#### What is required
Find the lines below that contain the string "index". Copy each one.

══════════════════════════════

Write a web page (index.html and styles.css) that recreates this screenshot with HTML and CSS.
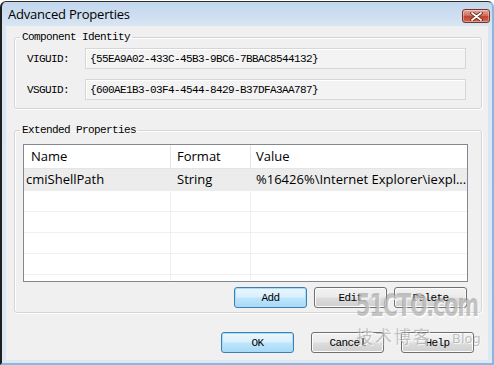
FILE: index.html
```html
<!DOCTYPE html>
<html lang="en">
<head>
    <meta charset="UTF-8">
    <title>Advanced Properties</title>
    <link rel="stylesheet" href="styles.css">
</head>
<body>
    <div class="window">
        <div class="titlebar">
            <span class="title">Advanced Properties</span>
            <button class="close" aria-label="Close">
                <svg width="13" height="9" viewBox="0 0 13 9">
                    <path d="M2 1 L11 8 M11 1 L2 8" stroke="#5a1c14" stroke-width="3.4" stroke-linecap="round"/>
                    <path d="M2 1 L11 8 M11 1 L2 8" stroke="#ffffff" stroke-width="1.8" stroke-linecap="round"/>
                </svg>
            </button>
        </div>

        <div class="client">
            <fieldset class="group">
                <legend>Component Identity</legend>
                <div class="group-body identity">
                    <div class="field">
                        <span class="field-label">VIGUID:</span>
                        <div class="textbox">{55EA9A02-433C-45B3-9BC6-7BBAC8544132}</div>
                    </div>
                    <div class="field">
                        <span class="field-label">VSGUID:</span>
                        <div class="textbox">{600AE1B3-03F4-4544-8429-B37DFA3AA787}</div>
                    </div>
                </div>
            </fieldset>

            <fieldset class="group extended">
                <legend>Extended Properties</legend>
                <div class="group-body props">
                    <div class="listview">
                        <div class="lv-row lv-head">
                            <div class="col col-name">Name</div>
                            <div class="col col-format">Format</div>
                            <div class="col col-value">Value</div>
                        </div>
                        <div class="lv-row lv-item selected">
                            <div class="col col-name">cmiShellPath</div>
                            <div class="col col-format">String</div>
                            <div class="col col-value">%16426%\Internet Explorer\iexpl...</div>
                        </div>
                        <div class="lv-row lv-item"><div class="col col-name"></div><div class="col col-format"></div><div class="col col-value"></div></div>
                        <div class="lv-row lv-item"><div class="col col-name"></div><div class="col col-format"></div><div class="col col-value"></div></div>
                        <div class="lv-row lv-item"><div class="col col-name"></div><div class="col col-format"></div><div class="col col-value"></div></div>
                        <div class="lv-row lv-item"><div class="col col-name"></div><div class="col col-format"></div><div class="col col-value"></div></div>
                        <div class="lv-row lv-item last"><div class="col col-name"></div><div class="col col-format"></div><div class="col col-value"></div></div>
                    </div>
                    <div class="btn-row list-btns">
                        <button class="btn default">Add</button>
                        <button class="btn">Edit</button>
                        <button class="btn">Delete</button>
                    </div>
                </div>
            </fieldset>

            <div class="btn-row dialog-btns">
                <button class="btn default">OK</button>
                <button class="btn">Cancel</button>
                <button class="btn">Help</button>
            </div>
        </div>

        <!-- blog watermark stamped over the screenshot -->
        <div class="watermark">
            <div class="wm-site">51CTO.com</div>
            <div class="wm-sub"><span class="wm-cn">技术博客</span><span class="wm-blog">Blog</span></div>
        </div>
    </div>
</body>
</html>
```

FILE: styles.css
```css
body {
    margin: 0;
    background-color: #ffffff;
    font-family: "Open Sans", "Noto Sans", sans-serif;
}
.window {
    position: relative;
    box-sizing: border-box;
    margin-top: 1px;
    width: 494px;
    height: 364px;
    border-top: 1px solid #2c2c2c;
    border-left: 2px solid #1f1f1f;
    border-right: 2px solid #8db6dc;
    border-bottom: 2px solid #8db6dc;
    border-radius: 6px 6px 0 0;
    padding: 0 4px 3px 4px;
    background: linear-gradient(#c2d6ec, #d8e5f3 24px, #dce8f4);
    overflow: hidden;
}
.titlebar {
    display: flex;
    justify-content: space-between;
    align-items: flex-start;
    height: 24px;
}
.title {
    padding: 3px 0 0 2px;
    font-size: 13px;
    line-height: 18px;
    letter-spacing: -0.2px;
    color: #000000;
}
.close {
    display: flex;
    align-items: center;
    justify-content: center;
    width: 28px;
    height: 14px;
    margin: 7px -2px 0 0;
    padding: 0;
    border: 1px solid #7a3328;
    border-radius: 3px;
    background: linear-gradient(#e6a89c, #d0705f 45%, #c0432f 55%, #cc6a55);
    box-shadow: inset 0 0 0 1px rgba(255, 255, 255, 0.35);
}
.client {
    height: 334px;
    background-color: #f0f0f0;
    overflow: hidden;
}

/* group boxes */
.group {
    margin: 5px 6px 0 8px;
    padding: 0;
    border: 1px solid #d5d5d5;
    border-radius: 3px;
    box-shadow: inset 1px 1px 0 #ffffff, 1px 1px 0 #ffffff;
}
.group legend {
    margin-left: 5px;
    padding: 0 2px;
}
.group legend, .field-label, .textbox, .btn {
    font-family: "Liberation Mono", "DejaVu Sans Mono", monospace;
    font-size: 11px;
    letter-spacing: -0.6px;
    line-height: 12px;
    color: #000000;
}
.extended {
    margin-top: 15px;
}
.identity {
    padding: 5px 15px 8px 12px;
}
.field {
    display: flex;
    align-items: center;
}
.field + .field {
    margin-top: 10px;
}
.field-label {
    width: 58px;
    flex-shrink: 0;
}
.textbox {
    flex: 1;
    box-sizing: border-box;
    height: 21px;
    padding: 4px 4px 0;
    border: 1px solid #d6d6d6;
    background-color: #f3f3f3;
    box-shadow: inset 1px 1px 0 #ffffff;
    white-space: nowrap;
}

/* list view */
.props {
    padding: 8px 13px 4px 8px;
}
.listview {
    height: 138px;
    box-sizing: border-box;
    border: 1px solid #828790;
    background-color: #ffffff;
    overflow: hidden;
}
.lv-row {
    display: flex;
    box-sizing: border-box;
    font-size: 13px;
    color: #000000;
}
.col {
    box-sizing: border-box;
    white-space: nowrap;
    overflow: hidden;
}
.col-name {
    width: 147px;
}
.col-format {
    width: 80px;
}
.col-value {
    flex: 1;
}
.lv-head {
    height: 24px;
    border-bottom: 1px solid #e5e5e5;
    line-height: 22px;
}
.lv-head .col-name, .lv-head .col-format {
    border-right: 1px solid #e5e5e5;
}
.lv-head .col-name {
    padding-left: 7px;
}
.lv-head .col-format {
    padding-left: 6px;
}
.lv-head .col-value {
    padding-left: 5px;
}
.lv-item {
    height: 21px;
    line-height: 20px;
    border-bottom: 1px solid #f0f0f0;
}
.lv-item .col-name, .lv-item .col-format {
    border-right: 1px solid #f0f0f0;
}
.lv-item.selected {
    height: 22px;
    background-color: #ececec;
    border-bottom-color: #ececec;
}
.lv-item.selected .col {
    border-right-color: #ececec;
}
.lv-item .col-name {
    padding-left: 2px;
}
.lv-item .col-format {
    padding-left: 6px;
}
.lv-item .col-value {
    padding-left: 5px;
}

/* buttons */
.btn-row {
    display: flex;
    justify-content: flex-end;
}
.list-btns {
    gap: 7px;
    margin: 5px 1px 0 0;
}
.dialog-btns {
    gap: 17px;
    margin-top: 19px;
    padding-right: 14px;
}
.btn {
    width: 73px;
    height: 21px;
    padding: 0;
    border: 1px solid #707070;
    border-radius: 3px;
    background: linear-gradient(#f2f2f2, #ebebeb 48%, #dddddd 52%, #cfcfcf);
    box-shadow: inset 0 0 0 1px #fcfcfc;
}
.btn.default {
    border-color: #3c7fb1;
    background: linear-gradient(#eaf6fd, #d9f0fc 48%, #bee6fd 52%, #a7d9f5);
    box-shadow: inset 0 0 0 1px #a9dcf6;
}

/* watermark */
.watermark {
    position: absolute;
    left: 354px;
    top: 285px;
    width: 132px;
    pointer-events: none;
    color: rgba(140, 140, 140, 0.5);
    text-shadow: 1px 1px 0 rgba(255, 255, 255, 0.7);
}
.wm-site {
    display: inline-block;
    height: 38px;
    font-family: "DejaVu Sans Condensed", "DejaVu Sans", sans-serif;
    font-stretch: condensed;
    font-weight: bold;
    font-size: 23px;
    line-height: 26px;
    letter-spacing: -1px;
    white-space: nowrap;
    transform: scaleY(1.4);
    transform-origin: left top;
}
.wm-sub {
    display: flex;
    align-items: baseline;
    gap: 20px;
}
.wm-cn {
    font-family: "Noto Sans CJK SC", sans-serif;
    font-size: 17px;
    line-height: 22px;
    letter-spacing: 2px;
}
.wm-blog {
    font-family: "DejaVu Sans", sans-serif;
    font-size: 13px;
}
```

══════════════════════════════

#### Completed task
Write a web page (index.html and styles.css) that recreates this screenshot with HTML and CSS.
FILE: index.html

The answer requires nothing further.